A bit of light reflected off a set of knives on a side table by the window. George’s dissected body flashed into my mind.
“Help!” I screamed with all the energy I could muster.
Phil crossed his arms over his chest and laughed. As if to prove his point, there was no joy in the sound, only knowledge t
hat he knew what I didn’t.
“You can scream all you want. No one will hear you. This place has been condemned and the police all but ignore it. I don’t know why I didn’t think to use it earlier.” He picked up an amber-colored bottle and some cotton swaps. “I had it all set up for the psychiatrist. She would have entertained me for days. Sadly, before I got a single cut into her unblemished skin, she simply died.”
“Her heart.

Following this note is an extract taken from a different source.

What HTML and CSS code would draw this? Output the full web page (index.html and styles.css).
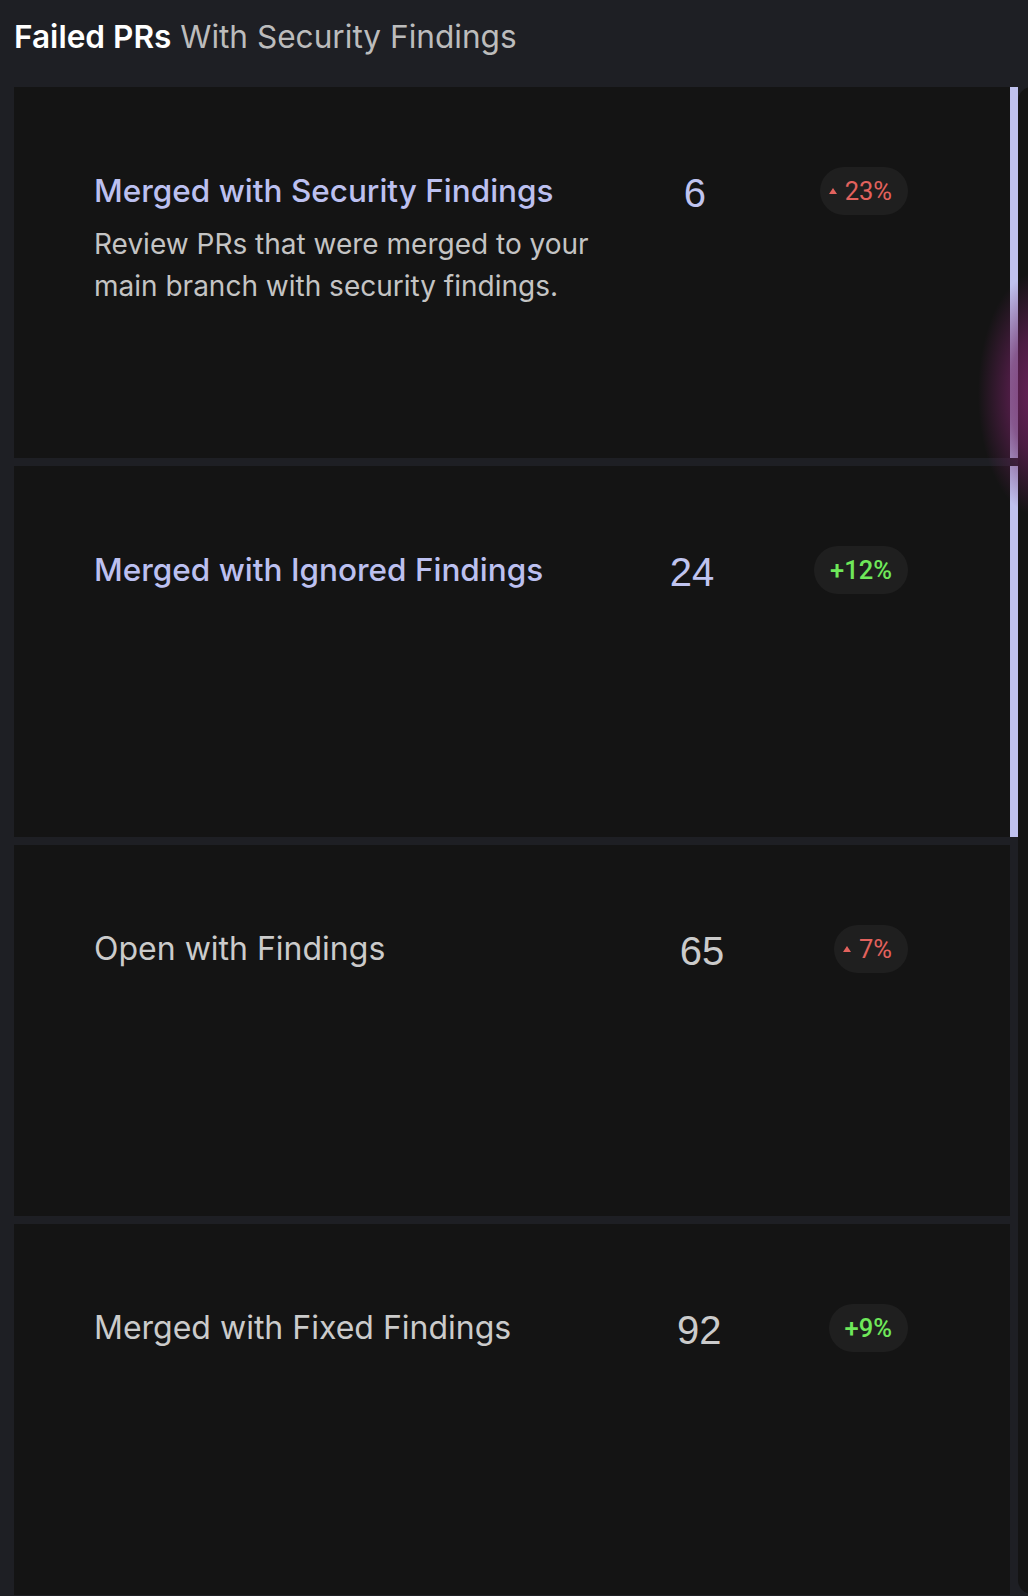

Her husband said she could die if she was stressed.” My heart hurt from beating so hard. I tried to distract him from what seemed inevitable to me now.
“Ah, well that explains it. I assume you’re much healthier, aren’t you?”
“If I say I’m not, would that make a difference?”
Phil pulled up my shirt. “No. No, I suppose it wouldn’t.” He dabbed the cotton swab with liquid from the bottle across my stomach.
The cold of the brownish fluid sent goose bumps through my skin. “Iodine? What are you—”
“You see, I’ve learned a few things and was eager to test them on that woman. We would have had a wonderful time together. Such a waste.”
As soon as Phil turned his back, I twisted my right hand back and forth in the tight rope. Maybe I could loosen it.
“I’d stuck around to see if the husband was equally gifted, but that annoying cop showed up before I could make a move. How lucky was I to see you leave Debra’s with your gloves? I knew you had to be one.” He dipped the knife in a clear liquid that smelled strongly of alcohol, then flashed the surface over a lighter.
He moved toward the bed, the knife still glowed slightly from the flame. “A sterilized blade and a clean surface area keep infection down so we can play longer.”
“No, no, no.” Nothing else in the world existed beyond the blade as it approached my brown-stained stomach. My body squirmed unable to hold still, no matter how pointless the action was. My instincts screamed to get away.
The point pierced my skin. A sharp pain spread out from the wound just ahead of the oozing blood. I bit my lip and closed my eyes as the pain intensified. Though I didn’t look, I could feel the knife slicing through my skin in a shallow cut. The nerves of my abdomen all fired at once.